God knows, protects them from themselves


* 8816 was the house number address of former police officer Darren Wilson who shot and killed black teenager Michael Brown in Ferguson, MO, on August 9, 2014.


Child, Do Not Be Sad

[For the Parents Afraid of History]


Child, do not be sad, do not

feel the weight of the past, of

the history of fault and moral failure.


Do not be sad at the fact

of ancestors, long ago, who seized

dark strangers on darker nights


and transported them, wave

by wave, through oceans of hell

and high water nightmares.


Do not be sad, child, at the

record of crimes that made fortunes

we can now enjoy, because we


stole lands and lives, committing

genocides on peoples seeming so different

they were not people to us.


No, child, do not mourn for suffering

souls, chained in ship holds

and sold at auctions, do not fret


at the thought of those shackled

wrists and ankles, where red-rusting

iron left its mark with redder blood.


Child, do not be sad that even now,

we live well and others do not—the poor

are with us always, says the book,


so poverty is the necessary evil

suffered by those, you and I know,

are less deserving of our god’s grace.


No, child, do not be troubled in dreams

of young, dark girls, raped in the night

or in the broad daylight, by haughty masters.

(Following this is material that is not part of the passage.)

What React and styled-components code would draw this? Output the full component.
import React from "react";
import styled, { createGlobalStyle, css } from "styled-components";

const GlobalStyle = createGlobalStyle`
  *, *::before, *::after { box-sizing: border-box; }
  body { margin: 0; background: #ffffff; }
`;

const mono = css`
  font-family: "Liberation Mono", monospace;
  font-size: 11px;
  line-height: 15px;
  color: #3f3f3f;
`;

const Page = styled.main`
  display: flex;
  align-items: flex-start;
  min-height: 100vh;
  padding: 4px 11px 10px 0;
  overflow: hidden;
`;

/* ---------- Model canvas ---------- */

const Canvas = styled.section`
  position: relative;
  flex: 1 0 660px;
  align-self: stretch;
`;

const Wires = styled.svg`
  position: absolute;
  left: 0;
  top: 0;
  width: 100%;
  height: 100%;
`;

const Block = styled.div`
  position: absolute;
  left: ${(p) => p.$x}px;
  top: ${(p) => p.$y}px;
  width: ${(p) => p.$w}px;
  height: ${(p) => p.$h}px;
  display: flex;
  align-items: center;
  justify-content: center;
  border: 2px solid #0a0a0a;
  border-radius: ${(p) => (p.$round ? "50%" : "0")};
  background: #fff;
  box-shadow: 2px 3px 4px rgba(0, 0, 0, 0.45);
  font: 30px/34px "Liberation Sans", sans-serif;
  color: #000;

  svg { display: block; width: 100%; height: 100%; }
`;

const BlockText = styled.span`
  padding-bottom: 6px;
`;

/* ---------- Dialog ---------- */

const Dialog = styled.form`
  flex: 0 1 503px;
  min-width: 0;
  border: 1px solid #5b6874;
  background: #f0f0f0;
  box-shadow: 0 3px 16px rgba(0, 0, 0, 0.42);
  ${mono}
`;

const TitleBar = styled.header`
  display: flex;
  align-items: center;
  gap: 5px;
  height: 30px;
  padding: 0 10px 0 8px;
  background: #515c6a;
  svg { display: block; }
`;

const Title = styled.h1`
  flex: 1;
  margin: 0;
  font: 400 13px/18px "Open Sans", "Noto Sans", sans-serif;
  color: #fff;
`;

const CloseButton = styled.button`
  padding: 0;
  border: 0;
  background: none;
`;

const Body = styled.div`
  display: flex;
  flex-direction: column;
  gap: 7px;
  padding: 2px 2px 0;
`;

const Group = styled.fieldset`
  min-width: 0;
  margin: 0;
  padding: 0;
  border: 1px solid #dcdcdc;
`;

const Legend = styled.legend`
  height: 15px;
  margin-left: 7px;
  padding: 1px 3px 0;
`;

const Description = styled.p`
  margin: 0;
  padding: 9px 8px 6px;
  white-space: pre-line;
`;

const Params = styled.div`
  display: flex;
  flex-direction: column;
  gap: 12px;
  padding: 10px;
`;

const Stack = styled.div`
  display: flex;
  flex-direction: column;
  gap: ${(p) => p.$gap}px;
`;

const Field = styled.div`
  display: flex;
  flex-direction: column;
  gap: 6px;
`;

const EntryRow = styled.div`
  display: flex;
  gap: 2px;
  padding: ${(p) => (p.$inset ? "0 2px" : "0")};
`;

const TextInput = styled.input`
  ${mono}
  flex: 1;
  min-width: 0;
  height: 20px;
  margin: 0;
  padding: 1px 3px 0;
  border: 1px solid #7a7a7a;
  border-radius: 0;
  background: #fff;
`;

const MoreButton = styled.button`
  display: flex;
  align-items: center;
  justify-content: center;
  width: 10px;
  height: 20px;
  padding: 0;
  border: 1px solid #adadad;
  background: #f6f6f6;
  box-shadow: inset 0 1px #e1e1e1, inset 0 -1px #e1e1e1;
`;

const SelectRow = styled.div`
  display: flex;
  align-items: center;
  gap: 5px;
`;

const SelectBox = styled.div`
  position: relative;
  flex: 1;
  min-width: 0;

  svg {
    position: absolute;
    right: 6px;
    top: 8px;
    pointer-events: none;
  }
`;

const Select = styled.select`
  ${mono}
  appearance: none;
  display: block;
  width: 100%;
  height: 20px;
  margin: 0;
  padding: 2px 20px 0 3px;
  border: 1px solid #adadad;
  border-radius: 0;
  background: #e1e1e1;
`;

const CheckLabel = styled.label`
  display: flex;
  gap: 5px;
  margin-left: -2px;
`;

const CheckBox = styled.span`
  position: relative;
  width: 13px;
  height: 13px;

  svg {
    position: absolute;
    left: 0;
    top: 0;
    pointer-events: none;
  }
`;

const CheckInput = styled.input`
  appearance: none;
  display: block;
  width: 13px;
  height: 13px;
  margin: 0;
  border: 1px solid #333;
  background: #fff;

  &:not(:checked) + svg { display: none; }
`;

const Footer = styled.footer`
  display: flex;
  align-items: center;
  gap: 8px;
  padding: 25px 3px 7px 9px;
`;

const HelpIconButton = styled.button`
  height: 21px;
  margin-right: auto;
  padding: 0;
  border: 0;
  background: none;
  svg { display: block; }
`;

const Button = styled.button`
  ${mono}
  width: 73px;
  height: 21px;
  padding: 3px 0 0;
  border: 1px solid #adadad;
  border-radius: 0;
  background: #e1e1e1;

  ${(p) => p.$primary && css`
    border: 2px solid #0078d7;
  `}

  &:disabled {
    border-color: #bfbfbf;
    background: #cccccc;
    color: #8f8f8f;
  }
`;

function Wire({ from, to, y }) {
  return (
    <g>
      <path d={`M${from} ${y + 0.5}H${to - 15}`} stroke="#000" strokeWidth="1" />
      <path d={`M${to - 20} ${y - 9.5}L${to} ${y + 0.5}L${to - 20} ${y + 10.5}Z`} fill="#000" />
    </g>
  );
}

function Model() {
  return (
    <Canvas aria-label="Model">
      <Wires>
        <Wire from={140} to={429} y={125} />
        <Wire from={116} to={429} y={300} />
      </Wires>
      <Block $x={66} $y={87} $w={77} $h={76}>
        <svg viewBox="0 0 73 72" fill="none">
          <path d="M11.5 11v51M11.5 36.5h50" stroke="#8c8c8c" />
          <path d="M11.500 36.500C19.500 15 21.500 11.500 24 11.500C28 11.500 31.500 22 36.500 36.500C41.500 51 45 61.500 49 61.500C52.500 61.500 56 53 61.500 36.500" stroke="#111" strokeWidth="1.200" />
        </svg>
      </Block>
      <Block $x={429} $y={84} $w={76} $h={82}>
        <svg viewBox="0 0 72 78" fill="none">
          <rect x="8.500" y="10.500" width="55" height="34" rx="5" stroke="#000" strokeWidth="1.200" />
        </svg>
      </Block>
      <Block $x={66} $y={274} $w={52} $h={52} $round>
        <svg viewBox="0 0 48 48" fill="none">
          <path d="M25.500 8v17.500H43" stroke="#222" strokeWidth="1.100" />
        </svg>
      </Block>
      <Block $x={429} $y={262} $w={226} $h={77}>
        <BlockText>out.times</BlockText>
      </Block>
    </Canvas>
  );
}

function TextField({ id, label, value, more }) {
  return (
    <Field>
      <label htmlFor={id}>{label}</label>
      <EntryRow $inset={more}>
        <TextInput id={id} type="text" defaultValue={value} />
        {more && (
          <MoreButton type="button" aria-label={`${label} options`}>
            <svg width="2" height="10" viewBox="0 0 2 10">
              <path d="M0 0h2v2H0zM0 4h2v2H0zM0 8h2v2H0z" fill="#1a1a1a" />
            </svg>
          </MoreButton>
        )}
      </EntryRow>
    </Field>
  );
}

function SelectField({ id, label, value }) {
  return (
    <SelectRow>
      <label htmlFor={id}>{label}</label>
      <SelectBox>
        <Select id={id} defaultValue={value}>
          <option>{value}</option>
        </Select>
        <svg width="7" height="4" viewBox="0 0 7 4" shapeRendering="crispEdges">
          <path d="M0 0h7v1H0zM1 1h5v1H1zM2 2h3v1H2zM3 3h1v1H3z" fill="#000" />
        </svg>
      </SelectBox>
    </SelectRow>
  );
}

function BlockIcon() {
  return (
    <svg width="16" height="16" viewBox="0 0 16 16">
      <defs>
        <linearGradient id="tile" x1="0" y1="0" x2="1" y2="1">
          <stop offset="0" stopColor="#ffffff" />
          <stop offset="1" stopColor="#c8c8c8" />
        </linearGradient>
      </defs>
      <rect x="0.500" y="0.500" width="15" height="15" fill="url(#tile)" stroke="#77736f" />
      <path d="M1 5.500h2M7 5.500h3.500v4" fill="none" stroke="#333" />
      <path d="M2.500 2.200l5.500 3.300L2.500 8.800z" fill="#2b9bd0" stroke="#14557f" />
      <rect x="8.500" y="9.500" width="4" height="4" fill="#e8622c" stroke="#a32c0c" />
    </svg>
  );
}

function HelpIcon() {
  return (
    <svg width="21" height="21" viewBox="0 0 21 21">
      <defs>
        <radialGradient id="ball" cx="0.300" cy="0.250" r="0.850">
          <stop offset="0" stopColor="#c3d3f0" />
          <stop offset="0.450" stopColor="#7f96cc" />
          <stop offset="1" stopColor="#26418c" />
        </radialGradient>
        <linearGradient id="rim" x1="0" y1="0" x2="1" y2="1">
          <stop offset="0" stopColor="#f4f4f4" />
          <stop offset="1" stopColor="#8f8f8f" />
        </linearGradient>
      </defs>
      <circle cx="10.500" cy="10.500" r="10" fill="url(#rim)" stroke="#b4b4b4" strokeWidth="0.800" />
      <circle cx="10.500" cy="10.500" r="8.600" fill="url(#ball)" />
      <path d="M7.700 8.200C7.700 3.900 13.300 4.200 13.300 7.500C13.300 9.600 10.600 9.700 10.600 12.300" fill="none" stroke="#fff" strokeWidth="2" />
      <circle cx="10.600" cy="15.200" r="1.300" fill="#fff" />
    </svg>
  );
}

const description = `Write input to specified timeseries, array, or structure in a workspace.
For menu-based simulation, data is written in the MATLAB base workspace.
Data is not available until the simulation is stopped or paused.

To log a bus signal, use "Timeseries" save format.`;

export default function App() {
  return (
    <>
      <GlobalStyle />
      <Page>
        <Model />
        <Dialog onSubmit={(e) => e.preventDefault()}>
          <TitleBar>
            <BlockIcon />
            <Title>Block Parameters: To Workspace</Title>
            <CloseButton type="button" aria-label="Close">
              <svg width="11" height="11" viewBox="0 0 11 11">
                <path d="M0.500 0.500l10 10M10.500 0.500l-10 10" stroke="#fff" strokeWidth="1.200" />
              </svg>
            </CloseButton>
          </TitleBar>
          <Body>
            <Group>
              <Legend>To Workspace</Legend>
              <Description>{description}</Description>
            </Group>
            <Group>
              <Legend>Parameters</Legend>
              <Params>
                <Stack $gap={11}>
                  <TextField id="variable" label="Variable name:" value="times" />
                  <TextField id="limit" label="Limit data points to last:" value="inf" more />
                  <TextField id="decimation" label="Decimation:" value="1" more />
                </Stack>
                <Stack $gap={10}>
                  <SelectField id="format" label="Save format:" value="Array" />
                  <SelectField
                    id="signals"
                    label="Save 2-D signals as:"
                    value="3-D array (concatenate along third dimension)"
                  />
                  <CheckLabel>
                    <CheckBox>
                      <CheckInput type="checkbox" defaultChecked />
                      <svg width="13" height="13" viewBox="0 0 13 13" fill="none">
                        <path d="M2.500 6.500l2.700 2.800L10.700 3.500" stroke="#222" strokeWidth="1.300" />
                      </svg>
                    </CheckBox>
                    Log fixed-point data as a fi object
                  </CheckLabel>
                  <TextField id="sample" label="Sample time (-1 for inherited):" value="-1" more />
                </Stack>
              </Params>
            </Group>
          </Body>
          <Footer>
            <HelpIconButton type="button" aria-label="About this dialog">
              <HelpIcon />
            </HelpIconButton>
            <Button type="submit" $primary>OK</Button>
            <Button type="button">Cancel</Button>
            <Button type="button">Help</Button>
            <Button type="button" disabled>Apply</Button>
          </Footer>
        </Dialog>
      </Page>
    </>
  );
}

Child, be not sad, do not listen to

the histories, told sotto voce, by those

who rarely have had a voice, a place.


Child, be glad to have your desires

met tenfold when others long fruitlessly

for the merest scraps of hope.


Child, you are the one blessed, anointed

in the white light of the white mind,

that reveals your chosen path above


and beyond the many who lost or lose,

the many humbled by the weight of chains

and lash, the many who remain in terror


of a night filled with shadow men, once horsed,

but now in pick-ups and vans, guns raised,

saluting their raging race of white pride.

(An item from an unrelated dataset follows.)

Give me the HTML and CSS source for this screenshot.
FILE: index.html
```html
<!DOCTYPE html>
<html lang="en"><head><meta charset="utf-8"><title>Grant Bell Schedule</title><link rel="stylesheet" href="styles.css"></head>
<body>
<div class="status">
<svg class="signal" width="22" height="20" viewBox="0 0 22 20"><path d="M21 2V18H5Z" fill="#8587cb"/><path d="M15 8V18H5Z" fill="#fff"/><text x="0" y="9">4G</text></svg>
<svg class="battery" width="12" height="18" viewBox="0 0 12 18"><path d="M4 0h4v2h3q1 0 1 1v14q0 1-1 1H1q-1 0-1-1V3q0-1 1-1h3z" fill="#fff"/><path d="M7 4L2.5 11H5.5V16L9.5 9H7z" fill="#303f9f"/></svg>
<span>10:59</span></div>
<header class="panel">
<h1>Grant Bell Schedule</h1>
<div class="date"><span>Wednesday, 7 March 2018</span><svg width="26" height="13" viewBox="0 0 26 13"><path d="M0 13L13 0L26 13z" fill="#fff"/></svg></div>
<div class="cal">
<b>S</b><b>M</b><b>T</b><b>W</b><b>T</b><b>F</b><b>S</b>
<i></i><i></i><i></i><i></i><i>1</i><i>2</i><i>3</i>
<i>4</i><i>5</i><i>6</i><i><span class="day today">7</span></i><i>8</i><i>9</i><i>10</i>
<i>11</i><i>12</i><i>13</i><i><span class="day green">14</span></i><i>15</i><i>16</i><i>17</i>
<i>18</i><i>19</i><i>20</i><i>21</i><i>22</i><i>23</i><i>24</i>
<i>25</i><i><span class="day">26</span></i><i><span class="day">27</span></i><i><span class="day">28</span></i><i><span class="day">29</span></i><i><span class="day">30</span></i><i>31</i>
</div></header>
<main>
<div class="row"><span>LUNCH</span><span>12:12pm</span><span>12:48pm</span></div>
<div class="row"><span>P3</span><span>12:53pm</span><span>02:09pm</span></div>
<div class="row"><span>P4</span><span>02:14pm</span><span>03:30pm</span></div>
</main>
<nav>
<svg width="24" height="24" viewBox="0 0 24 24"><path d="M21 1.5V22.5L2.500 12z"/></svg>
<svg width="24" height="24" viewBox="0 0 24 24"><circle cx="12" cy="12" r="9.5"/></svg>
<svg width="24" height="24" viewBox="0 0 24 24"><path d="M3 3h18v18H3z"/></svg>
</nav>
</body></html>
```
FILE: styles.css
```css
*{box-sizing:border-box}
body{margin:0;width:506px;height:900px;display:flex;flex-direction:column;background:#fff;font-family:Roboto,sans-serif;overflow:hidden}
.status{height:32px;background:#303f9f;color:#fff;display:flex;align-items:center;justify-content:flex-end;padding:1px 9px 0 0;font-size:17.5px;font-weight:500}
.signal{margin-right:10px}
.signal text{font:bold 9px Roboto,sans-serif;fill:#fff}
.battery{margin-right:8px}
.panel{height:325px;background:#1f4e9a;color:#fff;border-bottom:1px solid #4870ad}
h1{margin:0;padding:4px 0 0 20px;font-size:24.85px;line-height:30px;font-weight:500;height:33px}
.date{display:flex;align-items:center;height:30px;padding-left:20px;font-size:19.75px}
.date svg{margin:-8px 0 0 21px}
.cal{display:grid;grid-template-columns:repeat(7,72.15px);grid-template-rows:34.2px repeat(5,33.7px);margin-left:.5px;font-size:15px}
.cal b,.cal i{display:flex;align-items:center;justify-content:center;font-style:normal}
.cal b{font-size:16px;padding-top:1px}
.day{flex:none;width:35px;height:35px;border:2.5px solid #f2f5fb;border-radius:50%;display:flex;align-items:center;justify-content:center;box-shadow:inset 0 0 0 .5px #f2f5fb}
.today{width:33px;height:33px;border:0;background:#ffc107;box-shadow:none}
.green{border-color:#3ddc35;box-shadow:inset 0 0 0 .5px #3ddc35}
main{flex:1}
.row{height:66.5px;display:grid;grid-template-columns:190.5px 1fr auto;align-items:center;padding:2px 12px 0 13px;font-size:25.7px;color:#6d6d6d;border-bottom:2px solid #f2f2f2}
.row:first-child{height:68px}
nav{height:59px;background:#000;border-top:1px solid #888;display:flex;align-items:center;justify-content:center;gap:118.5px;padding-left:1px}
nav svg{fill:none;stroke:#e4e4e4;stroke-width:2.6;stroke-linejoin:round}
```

Child, do not be sad, for we will keep you

warmly held in the arms of ignorance,

innocent of knowledge, free of truth.


Vincent Casaregola teaches American literature and film, creative writing and rhetorical studies at Saint Louis University. He has published poetry in a number of journals, as well as creative nonfiction, short fiction, and flash fiction. He has recently completed a book-length manuscript of poetry dealing with issues of medicine, illness, and loss (Vital Signs) for which he is seeking a publisher.